Aber der Reihe nach: Das gesetzgeberische Verfahren sagt, das Emissionsverhalten müsse in Tests ermittelt werden. Die sogenannten Zyklus-Emissionen werden danach bestimmt und müssen eingehalten werden. Dabei unterscheidet sich der europäische Fahrzyklus sehr vom US-amerikanischen. „Der US-Zyklus ist härter, mit strengeren Grenzwerten“, so der Experte. Die Tests seien schwieriger einzuhalten. Die Hersteller stehen immer vor der Frage: Lieber höhere Stickoxid-Emissionen bei niedrigem Verbrauch zulassen oder umgekehrt. Dem Wissenschaftler zufolge geht die Tendenz derzeit weg von den Rollenprüfständen und hin zu Praxistests – die Änderung tritt bereits 2017 in Kraft.

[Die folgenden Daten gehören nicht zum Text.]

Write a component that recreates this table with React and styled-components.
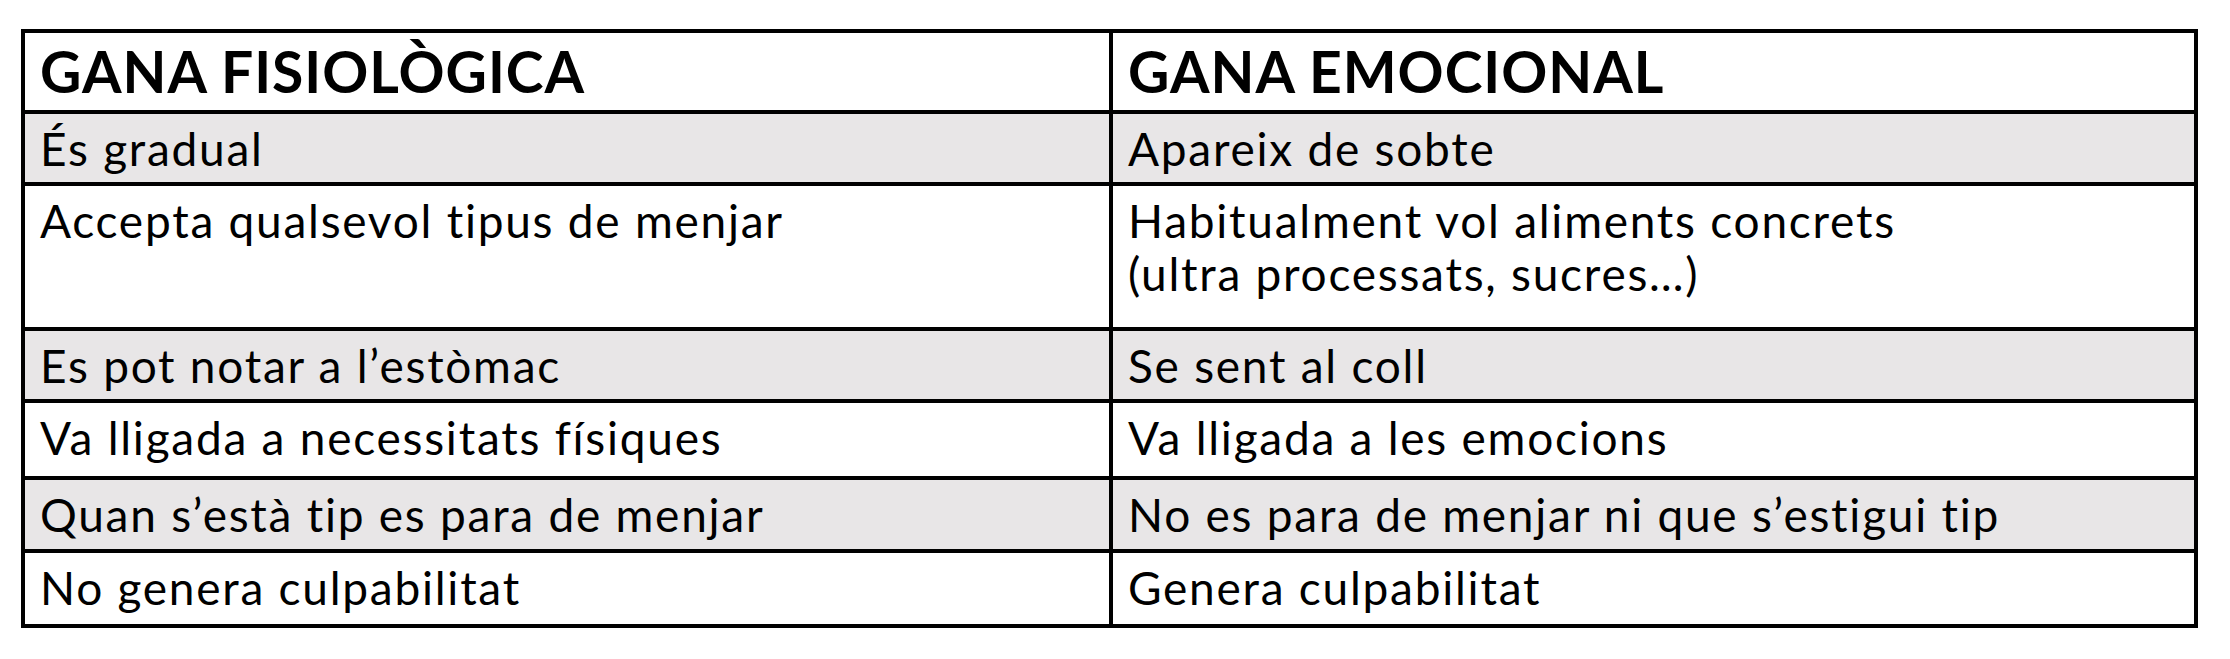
import React from 'react';
import styled, { createGlobalStyle } from 'styled-components';

const GlobalStyle = createGlobalStyle`
  html, body {
    margin: 0;
    padding: 0;
    background: #ffffff;
  }
  body {
    font-family: Lato, "Noto Sans", "Liberation Sans", sans-serif;
    color: #000000;
  }
`;

const Page = styled.div`
  box-sizing: border-box;
  width: 2230px;
  height: 659px;
  padding: 29px 0 0 21px;
`;

const Table = styled.div`
  box-sizing: border-box;
  display: flex;
  flex-direction: column;
  gap: 4px;
  width: 2177px;
  padding: 4px;
  background: #000000;
`;

const Row = styled.div`
  display: grid;
  grid-template-columns: 1084px 1081px;
  gap: 4px;
  height: ${(p) => p.$h}px;
`;

const Cell = styled.div`
  box-sizing: border-box;
  background: ${(p) => (p.$shade ? '#e8e6e7' : '#ffffff')};
  padding: 8px 0 0 15px;
  font-size: 46px;
  line-height: 53px;
  font-weight: 400;
  letter-spacing: 1.75px;
  white-space: nowrap;
`;

const HeadCell = styled(Cell)`
  padding-top: 4px;
  font-size: 57px;
  line-height: 68px;
  font-weight: 700;
  letter-spacing: 1px;
`;

const rows = [
  { h: 68, shade: true, a: ['És gradual'], b: ['Apareix de sobte'] },
  {
    h: 141,
    shade: false,
    a: ['Accepta qualsevol tipus de menjar'],
    b: ['Habitualment vol aliments concrets', '(ultra processats, sucres…)'],
  },
  { h: 68, shade: true, a: ['Es pot notar a l’estòmac'], b: ['Se sent al coll'] },
  { h: 73, shade: false, a: ['Va lligada a necessitats físiques'], b: ['Va lligada a les emocions'] },
  {
    h: 69,
    shade: true,
    a: ['Quan s’està tip es para de menjar'],
    b: ['No es para de menjar ni que s’estigui tip'],
  },
  { h: 71, shade: false, a: ['No genera culpabilitat'], b: ['Genera culpabilitat'] },
];

const Lines = ({ lines }) =>
  lines.map((l, i) => (
    <React.Fragment key={i}>
      {i > 0 && <br />}
      {l}
    </React.Fragment>
  ));

export default function App() {
  return (
    <Page>
      <GlobalStyle />
      <Table>
        <Row $h={77}>
          <HeadCell>GANA FISIOLÒGICA</HeadCell>
          <HeadCell>GANA EMOCIONAL</HeadCell>
        </Row>
        {rows.map((r, i) => (
          <Row key={i} $h={r.h}>
            <Cell $shade={r.shade}>
              <Lines lines={r.a} />
            </Cell>
            <Cell $shade={r.shade}>
              <Lines lines={r.b} />
            </Cell>
          </Row>
        ))}
      </Table>
    </Page>
  );
}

Bartunek, der lange Zeit in den USA gearbeitet hat, verweist auf die Fortschritte in der Motorenentwicklung. Der „Quantensprung“ beim Ottomotor sei der Drei-Wege-Katalysator gewesen, mit dem man die schädlichen Emissionen „fast auf die Null-Linie“ gebracht habe. Der Quantensprung beim Diesel sei die Hochdruckeinspritzung, die eine sportliche Leistungsentfaltung erst möglich gemacht habe. Dabei sei VW Vorreiter gewesen; Mercedes und BMW hätten nachgezogen.

Der Ottomotor

Wermutstropfen für die Fahrer von Ottomotoren, die sich jetzt als Umweltretter gebärden: An der Volllastgrenze wird hier das Kraftstoff-Luft-Gemisch automatisch angefettet und produziert höhere Abgaswerte. „Der Ottomotor hat seine Grenzen beim CO2-Ausstoß, die Grenzen des Diesels liegen im immer höheren Aufwand für die Abgasnachbehandlung. Dabei muss auch der Diesel bei sich verschärfender Gesetzgebung bei Stickoxiden auf ein Niveau kommen, das dem des Ottomotors entspricht“, umreißt der Professor das Problem. „Es wird teurer.“

Sein Plädoyer: Die Kirche im Dorf lassen. „Die Technik, die das Problem löst, ist installiert und sie funktioniert. Man muss sie nur arbeiten lassen.“ Welches Auto er privat fährt? Einen BMW 525 Diesel. Euro 4-Norm. Noch ohne Stickoxid-Nachbehandlung.